California State University, Long Beach

The Mexican Revolution


The Mexican Revolution began in 1910 and opponents of the regime of Porfirio Diaz organized in various parts of the country to fight, first against the Mexican Army, and later among themselves for control of the country and its government. In northern Mexico, adjacent to the United States, the various revolutionary factions sought the official support of the United States government and monetary and material support from private residents. So the border was a focus of fighting and organizing. Some of the narrators in this series spent time in that area and describe their experiences. The Revolution had a great impact outside of the border area as well. People who were already struggling to survive as a result of the policies of the Diaz regime found that their lives became even more precarious as revolutionary violence spread across Mexico. And since agriculture, transportation and manufacturing were expanding in the southwestern United States at the time, many Mexicans emigrated north to seek jobs and more opportunities than were available at home. The narrators in this series who fall into this category describe their experiences in Mexico and as they emigrated to the United States.
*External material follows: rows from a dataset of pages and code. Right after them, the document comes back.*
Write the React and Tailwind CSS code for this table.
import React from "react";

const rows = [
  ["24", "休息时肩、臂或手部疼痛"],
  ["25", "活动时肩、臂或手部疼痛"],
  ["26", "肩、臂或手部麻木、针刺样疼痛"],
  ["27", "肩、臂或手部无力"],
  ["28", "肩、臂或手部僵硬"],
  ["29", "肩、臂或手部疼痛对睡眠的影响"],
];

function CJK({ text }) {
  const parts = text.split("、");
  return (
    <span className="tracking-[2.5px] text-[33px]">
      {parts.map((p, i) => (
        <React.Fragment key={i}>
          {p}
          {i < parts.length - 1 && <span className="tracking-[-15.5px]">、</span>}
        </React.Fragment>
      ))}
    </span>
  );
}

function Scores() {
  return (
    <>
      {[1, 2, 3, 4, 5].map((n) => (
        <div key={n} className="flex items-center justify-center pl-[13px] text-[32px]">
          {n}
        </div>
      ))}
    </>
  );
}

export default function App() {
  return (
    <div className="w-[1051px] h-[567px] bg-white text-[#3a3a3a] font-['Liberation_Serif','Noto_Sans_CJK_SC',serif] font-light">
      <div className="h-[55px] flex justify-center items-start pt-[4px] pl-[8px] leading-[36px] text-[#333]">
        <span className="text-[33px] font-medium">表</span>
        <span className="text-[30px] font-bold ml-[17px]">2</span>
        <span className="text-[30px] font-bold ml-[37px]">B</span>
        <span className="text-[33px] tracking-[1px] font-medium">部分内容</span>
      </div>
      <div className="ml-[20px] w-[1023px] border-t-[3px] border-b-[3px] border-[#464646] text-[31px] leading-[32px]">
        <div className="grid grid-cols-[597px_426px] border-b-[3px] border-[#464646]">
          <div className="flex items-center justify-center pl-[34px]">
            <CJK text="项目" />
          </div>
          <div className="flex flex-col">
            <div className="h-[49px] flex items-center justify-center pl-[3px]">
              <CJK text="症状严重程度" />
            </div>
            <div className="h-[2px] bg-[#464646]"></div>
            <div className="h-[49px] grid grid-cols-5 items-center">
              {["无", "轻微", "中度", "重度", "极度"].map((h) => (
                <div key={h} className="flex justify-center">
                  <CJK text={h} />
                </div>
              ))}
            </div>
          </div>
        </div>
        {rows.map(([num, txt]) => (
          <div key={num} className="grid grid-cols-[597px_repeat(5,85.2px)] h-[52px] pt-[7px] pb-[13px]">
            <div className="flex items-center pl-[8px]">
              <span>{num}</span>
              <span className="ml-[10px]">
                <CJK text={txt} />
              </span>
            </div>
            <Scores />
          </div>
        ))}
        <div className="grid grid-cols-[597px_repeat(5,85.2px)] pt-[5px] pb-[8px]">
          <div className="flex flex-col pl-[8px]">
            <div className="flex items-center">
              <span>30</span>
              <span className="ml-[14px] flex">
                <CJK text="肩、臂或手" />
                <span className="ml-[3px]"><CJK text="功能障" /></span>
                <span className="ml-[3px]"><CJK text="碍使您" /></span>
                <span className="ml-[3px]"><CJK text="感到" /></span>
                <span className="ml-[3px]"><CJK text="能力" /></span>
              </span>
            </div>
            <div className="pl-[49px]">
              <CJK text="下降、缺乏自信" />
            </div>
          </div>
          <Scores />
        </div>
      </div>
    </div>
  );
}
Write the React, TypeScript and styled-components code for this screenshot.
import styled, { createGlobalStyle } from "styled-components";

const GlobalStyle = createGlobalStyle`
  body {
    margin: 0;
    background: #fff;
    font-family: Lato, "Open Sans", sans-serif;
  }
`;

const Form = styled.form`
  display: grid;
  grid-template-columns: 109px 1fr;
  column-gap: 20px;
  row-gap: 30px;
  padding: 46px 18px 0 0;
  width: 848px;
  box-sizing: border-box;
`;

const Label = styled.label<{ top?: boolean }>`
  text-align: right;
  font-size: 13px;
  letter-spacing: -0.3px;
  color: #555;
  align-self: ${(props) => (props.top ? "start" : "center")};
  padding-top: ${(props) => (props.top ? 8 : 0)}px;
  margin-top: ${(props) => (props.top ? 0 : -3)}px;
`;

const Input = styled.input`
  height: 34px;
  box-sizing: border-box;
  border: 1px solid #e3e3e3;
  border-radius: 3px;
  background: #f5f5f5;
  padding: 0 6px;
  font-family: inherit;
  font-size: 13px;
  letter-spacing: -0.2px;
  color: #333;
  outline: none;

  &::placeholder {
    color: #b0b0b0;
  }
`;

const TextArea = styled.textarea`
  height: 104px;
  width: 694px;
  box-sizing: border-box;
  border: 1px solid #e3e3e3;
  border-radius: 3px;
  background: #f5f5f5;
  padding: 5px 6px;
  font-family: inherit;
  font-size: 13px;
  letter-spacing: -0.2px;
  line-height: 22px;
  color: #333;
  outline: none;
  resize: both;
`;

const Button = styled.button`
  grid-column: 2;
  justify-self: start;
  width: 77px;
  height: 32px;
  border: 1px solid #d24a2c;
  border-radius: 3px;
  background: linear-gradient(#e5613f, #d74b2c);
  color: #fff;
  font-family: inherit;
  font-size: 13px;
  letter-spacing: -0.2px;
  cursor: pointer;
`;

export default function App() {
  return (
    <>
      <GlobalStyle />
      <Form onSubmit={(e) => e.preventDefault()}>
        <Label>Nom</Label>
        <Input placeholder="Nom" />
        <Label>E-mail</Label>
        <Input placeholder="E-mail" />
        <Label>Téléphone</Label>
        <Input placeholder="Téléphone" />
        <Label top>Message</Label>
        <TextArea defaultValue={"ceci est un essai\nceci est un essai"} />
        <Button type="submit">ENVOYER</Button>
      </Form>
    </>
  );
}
Mexicans who were involved in the Revolution, who witnessed it, or who just lived in or near their country while it was going on, were anxious for news of the events that were sweeping across their country. Communications systems were not well developed and most of them relied on stories related by travelers, or printed stories and photographs that were written to appeal for support of popular revolutionary ideals or to interest in spectacular events rather than to provide objective information. This series of interviews were assembled from oral histories collected by students in several CSULB classes. Some are in Spanish and some in English, although all of the descriptions are in English.